Cover of Arsenic and Adobo
A review of Arsenic and Adobo by Mia Manansala

"My name is Lila Macapagal and my life has become a rom-com cliche'.
Not many romantic comedies feature an Asian-American lead (or dead bodies, but more on that later), but all the trademarks are there.
Girl from an improbably named small town in the Midwest moves to the big city to make a name for herself and find love? Check.
Girl achieves these things only for the world to come crashing down when she walks in on her fiance' getting down and dirty with their next door neighbors (yes, plural)? Double check.
Girl then move back home in disgrace and finds work reinvigorating her aunt's failing business? Well now we're up to a hat trick of cliche's.
And to put the cherry on the top, in the trope of all tropes, I even reconnected with my high school sweetheart after moving back to town and discovered the true meaning of Christmas. Ok, [this] last part is a joke."
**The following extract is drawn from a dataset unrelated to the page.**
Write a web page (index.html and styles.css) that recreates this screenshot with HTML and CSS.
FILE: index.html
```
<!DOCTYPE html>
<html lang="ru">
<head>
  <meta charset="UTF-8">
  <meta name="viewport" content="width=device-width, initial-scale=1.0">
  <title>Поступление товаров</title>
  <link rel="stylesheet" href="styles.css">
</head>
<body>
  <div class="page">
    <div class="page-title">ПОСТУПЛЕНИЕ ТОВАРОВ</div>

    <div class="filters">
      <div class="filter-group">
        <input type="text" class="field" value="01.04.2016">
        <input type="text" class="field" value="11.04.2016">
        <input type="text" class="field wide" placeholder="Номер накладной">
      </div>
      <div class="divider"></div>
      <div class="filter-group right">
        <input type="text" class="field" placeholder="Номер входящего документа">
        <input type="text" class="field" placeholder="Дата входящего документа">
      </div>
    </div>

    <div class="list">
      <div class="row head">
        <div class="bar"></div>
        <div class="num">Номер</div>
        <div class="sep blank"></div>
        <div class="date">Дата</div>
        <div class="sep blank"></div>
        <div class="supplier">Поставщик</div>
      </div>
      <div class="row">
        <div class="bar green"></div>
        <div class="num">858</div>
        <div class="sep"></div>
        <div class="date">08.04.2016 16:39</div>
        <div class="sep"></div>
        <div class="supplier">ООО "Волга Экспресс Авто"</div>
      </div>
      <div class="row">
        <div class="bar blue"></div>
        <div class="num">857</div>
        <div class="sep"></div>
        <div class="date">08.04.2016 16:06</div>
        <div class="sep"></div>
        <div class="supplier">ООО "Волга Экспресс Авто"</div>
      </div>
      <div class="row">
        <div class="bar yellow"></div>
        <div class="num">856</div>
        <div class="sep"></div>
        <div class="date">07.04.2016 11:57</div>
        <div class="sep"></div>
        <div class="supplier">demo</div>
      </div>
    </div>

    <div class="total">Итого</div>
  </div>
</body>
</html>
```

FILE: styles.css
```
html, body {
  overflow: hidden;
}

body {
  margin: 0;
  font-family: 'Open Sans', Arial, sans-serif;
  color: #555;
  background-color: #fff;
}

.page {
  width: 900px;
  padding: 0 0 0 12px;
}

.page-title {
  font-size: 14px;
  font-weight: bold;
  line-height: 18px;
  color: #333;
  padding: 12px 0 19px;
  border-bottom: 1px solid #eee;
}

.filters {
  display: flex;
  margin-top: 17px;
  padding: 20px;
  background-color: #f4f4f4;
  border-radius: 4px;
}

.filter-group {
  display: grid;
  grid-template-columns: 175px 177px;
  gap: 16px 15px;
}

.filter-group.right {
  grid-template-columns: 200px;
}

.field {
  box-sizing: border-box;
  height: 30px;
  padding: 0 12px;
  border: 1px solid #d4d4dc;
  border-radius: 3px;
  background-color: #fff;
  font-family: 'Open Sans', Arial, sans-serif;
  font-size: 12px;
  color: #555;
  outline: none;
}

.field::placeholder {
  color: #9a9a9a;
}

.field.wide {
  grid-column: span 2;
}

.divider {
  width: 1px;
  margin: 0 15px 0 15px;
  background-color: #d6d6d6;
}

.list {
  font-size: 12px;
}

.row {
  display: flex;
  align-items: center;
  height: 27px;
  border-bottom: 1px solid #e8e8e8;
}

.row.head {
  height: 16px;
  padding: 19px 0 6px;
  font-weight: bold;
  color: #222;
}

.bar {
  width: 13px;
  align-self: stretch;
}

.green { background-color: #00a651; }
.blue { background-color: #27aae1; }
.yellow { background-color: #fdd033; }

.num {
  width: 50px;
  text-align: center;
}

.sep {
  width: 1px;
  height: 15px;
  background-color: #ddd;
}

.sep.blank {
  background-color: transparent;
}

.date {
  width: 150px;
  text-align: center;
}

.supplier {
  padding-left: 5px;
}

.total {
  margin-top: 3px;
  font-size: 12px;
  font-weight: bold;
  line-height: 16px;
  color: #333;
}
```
Thus opens Mia Manansala's first in a new mystery series and I loved that she laid it all out there. The high school sweetheart is now an obnoxious restaurant critic who seems determined to drive Lila's Tita Rosie's restaurant out of business with his bad reviews. And when he drops dead after eating one of Lila's specialties? Well you do know what comes next. The number one cozy mystery trope: heroine is accused of murder and must find the killer to save herself from prison. Along the way she also has to save the family business too, keep her family from interfering in her personal life, and oh yeah, make sure she doesn't get killed in the process.

The cozy-mystery, rom-com tropes are all here, but Lila tells her story with such wry humor that I was hooked. Add in Lila's extended Filipino family and the talk of so much gorgeous-sounding food? I'm already in for the next book.